### Your task
Omit all pictures, then retype the data exactly as given.

### Available data
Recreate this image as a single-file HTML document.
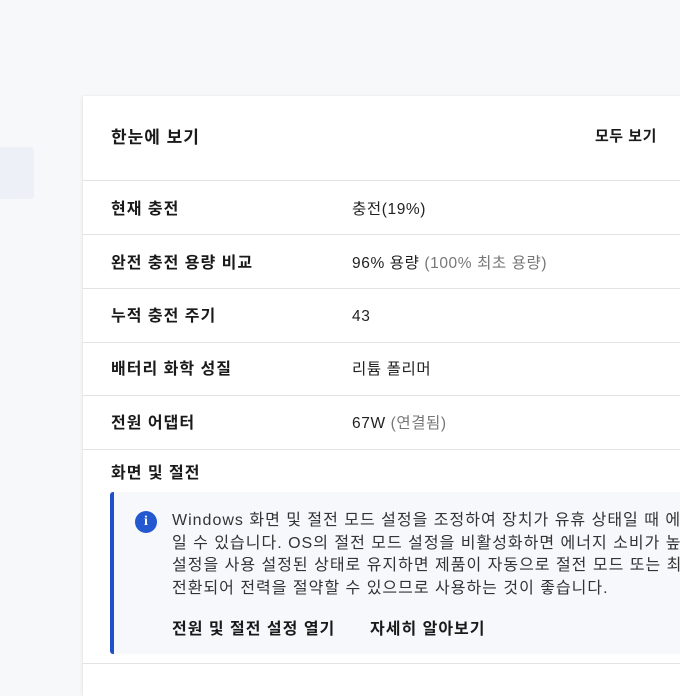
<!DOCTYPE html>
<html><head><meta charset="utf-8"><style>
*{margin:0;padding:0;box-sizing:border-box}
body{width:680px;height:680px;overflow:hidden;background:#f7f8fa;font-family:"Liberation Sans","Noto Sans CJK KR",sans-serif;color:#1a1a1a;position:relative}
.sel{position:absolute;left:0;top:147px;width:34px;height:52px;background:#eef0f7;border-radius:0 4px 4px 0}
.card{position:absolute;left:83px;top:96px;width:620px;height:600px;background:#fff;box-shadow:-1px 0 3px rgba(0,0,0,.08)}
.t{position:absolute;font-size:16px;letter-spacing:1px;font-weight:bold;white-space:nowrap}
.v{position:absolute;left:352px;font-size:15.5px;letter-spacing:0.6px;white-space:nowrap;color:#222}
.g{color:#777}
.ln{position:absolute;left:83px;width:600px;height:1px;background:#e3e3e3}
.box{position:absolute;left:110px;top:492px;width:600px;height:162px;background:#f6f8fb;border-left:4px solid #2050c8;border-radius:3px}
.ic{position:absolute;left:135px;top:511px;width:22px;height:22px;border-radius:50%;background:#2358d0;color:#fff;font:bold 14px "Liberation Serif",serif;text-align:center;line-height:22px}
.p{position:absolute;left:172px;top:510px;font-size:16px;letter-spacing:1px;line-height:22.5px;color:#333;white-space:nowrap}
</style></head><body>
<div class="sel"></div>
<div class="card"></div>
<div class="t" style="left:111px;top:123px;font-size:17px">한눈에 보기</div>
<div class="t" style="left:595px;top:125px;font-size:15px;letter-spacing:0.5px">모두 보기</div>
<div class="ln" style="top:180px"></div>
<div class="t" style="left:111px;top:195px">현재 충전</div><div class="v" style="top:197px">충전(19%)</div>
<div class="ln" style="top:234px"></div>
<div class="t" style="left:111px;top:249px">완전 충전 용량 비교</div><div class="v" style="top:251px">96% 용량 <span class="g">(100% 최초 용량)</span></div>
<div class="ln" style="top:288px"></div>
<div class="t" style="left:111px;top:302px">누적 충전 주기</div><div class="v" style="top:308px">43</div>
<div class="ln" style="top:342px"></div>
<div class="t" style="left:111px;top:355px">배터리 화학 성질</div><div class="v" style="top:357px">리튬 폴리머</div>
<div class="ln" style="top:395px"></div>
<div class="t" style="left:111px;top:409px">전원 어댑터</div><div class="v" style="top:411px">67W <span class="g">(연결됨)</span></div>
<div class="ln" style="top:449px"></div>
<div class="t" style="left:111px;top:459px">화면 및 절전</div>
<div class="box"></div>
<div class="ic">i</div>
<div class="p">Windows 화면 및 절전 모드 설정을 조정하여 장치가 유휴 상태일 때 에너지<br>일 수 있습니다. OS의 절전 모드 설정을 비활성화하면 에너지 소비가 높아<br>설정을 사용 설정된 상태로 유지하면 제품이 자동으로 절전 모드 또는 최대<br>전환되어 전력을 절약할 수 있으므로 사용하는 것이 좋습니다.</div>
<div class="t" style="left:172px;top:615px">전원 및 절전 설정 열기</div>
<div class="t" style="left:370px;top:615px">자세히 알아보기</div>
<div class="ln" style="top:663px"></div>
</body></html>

### Solution to the exercise
Recreate this image as a single-file HTML document.
<!DOCTYPE html>
<html><head><meta charset="utf-8"><style>
*{margin:0;padding:0;box-sizing:border-box}
body{width:680px;height:680px;overflow:hidden;background:#f7f8fa;font-family:"Liberation Sans","Noto Sans CJK KR",sans-serif;color:#1a1a1a;position:relative}
.sel{position:absolute;left:0;top:147px;width:34px;height:52px;background:#eef0f7;border-radius:0 4px 4px 0}
.card{position:absolute;left:83px;top:96px;width:620px;height:600px;background:#fff;box-shadow:-1px 0 3px rgba(0,0,0,.08)}
.t{position:absolute;font-size:16px;letter-spacing:1px;font-weight:bold;white-space:nowrap}
.v{position:absolute;left:352px;font-size:15.5px;letter-spacing:0.6px;white-space:nowrap;color:#222}
.g{color:#777}
.ln{position:absolute;left:83px;width:600px;height:1px;background:#e3e3e3}
.box{position:absolute;left:110px;top:492px;width:600px;height:162px;background:#f6f8fb;border-left:4px solid #2050c8;border-radius:3px}
.ic{position:absolute;left:135px;top:511px;width:22px;height:22px;border-radius:50%;background:#2358d0;color:#fff;font:bold 14px "Liberation Serif",serif;text-align:center;line-height:22px}
.p{position:absolute;left:172px;top:510px;font-size:16px;letter-spacing:1px;line-height:22.5px;color:#333;white-space:nowrap}
</style></head><body>
<div class="sel"></div>
<div class="card"></div>
<div class="t" style="left:111px;top:123px;font-size:17px">한눈에 보기</div>
<div class="t" style="left:595px;top:125px;font-size:15px;letter-spacing:0.5px">모두 보기</div>
<div class="ln" style="top:180px"></div>
<div class="t" style="left:111px;top:195px">현재 충전</div><div class="v" style="top:197px">충전(19%)</div>
<div class="ln" style="top:234px"></div>
<div class="t" style="left:111px;top:249px">완전 충전 용량 비교</div><div class="v" style="top:251px">96% 용량 <span class="g">(100% 최초 용량)</span></div>
<div class="ln" style="top:288px"></div>
<div class="t" style="left:111px;top:302px">누적 충전 주기</div><div class="v" style="top:308px">43</div>
<div class="ln" style="top:342px"></div>
<div class="t" style="left:111px;top:355px">배터리 화학 성질</div><div class="v" style="top:357px">리튬 폴리머</div>
<div class="ln" style="top:395px"></div>
<div class="t" style="left:111px;top:409px">전원 어댑터</div><div class="v" style="top:411px">67W <span class="g">(연결됨)</span></div>
<div class="ln" style="top:449px"></div>
<div class="t" style="left:111px;top:459px">화면 및 절전</div>
<div class="box"></div>
<div class="ic">i</div>
<div class="p">Windows 화면 및 절전 모드 설정을 조정하여 장치가 유휴 상태일 때 에너지<br>일 수 있습니다. OS의 절전 모드 설정을 비활성화하면 에너지 소비가 높아<br>설정을 사용 설정된 상태로 유지하면 제품이 자동으로 절전 모드 또는 최대<br>전환되어 전력을 절약할 수 있으므로 사용하는 것이 좋습니다.</div>
<div class="t" style="left:172px;top:615px">전원 및 절전 설정 열기</div>
<div class="t" style="left:370px;top:615px">자세히 알아보기</div>
<div class="ln" style="top:663px"></div>
</body></html>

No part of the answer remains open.